WEDDING BAND'S fiery subject matter and Childress' unrestrained style force co-directors Nancy Krieger and Linda Thurston to walk a thin line between highly-charged, emotional drama and preachy social commentary. They get support for this precarious balancing act from Luiza Gonsalves, whose performance as Julia would, by itself, make this Black C.A.S.T.-Black Star Theatre production worth seeing. The subtle expressiveness of her Chaplinesque face and the easy grace of her gestures and movements lend her performance a naturalness that never fades though she remains on stage nearly every minute of the play. In Krieger and Thurston's most clumsily staged scene--a confrontation between Julia and Herman's mother that climaxes in a screaming match of racial slurs--Gonsalves delivers some of her most powerful lines upstage, her back to the audience; still she commands the scene. After her fight with Herman's mother, Gonsalves' face explodes in a mask of tearless rage that emphasizes the disgust she feels toward whites and toward herself.
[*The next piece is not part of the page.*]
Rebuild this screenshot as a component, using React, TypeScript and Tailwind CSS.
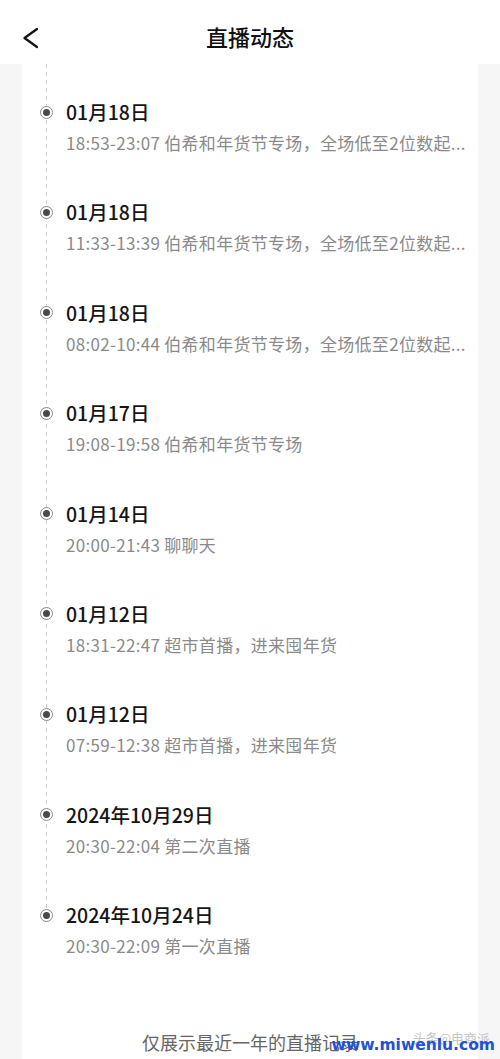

While Gonsalves' forceful voice projects frustration and helplessness, her tone rarely changes, considerably weakening her scenes with Tom Saunders' Herman. Gonsalves' urgency, juxtaposed with Saunders' wooden-soldier gestures and flat line delivery, makes them appear more like uncomfortable acquaintances than intimate lovers.

Wedding Band is subtitled A Love/Hate Story in Black and White. Judging from the play's severe contrasts, one assumes that playwright Childress sees a world of rigid irreconcilable extremes. This production of Weeding Band succeeds best, however, when Krieger, Thurston and company avoid extremes, exploring life's gray region of confusion and ambivalence.